## YOUR INSTRUCTIONS
Copy exactly the lines from the start of the material through the line with "border border-t-[#808080] border-l-[#808080]". Pictures stay out of the copy.
-------------------------
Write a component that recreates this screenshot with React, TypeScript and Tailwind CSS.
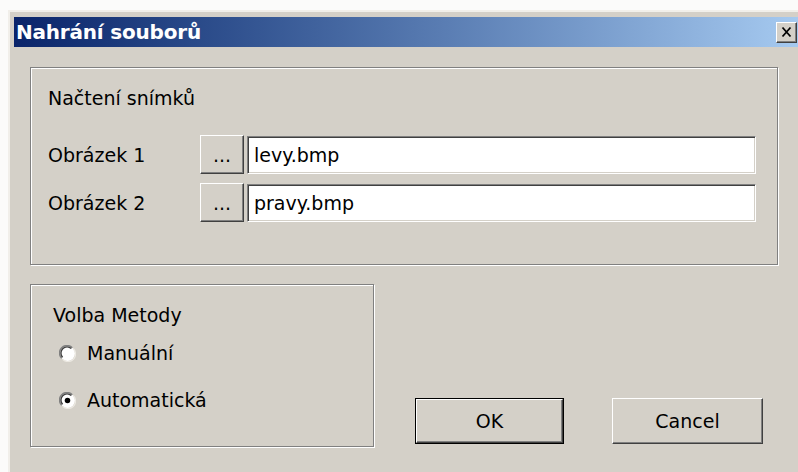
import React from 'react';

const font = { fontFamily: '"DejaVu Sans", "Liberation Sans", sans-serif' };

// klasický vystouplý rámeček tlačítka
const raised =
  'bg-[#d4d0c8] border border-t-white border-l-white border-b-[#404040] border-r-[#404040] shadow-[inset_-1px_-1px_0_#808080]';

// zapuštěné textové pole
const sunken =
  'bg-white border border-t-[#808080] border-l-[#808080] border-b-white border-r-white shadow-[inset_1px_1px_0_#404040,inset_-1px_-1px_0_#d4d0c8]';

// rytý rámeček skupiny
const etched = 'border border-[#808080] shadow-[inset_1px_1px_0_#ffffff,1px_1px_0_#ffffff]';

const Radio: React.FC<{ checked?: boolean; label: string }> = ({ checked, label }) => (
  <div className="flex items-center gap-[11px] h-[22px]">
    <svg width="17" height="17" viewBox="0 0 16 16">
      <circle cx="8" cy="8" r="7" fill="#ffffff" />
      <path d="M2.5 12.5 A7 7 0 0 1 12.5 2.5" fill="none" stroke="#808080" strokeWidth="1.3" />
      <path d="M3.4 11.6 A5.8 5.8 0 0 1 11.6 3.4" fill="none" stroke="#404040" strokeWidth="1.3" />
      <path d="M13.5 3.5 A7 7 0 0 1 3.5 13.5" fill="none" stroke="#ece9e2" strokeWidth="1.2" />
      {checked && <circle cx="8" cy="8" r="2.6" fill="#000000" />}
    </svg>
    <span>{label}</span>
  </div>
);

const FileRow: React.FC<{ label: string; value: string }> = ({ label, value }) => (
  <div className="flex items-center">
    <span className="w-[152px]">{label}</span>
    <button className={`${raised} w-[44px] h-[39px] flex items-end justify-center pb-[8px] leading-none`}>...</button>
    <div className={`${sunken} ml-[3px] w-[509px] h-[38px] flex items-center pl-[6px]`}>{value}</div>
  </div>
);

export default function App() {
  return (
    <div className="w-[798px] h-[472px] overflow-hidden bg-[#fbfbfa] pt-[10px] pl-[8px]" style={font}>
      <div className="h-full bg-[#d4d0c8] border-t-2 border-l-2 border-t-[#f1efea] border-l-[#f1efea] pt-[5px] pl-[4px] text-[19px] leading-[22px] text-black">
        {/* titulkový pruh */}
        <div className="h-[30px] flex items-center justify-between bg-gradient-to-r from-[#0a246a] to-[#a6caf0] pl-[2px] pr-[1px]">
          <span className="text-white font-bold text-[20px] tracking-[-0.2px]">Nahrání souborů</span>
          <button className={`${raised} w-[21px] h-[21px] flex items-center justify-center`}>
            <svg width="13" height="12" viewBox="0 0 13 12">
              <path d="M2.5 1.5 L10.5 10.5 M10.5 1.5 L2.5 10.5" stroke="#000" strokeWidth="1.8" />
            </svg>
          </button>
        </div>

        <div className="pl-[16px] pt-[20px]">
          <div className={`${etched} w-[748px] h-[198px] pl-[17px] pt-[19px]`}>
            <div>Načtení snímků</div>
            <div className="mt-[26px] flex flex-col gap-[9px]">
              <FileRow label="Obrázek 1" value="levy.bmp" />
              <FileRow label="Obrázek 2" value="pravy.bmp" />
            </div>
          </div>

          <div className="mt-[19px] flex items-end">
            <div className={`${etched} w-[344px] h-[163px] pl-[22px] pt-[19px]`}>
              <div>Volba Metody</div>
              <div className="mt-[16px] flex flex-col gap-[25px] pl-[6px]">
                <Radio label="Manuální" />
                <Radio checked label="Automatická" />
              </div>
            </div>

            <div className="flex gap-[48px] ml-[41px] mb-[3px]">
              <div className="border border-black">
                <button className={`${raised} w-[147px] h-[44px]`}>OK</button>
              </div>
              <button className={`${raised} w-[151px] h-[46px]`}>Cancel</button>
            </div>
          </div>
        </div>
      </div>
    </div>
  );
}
-------------------------
## SOLUTION FOR THIS EXERCISE
Write a component that recreates this screenshot with React, TypeScript and Tailwind CSS.
import React from 'react';

const font = { fontFamily: '"DejaVu Sans", "Liberation Sans", sans-serif' };

// klasický vystouplý rámeček tlačítka
const raised =
  'bg-[#d4d0c8] border border-t-white border-l-white border-b-[#404040] border-r-[#404040] shadow-[inset_-1px_-1px_0_#808080]';

// zapuštěné textové pole
const sunken =
  'bg-white border border-t-[#808080] border-l-[#808080] border-b-white border-r-white shadow-[inset_1px_1px_0_#404040,inset_-1px_-1px_0_#d4d0c8]';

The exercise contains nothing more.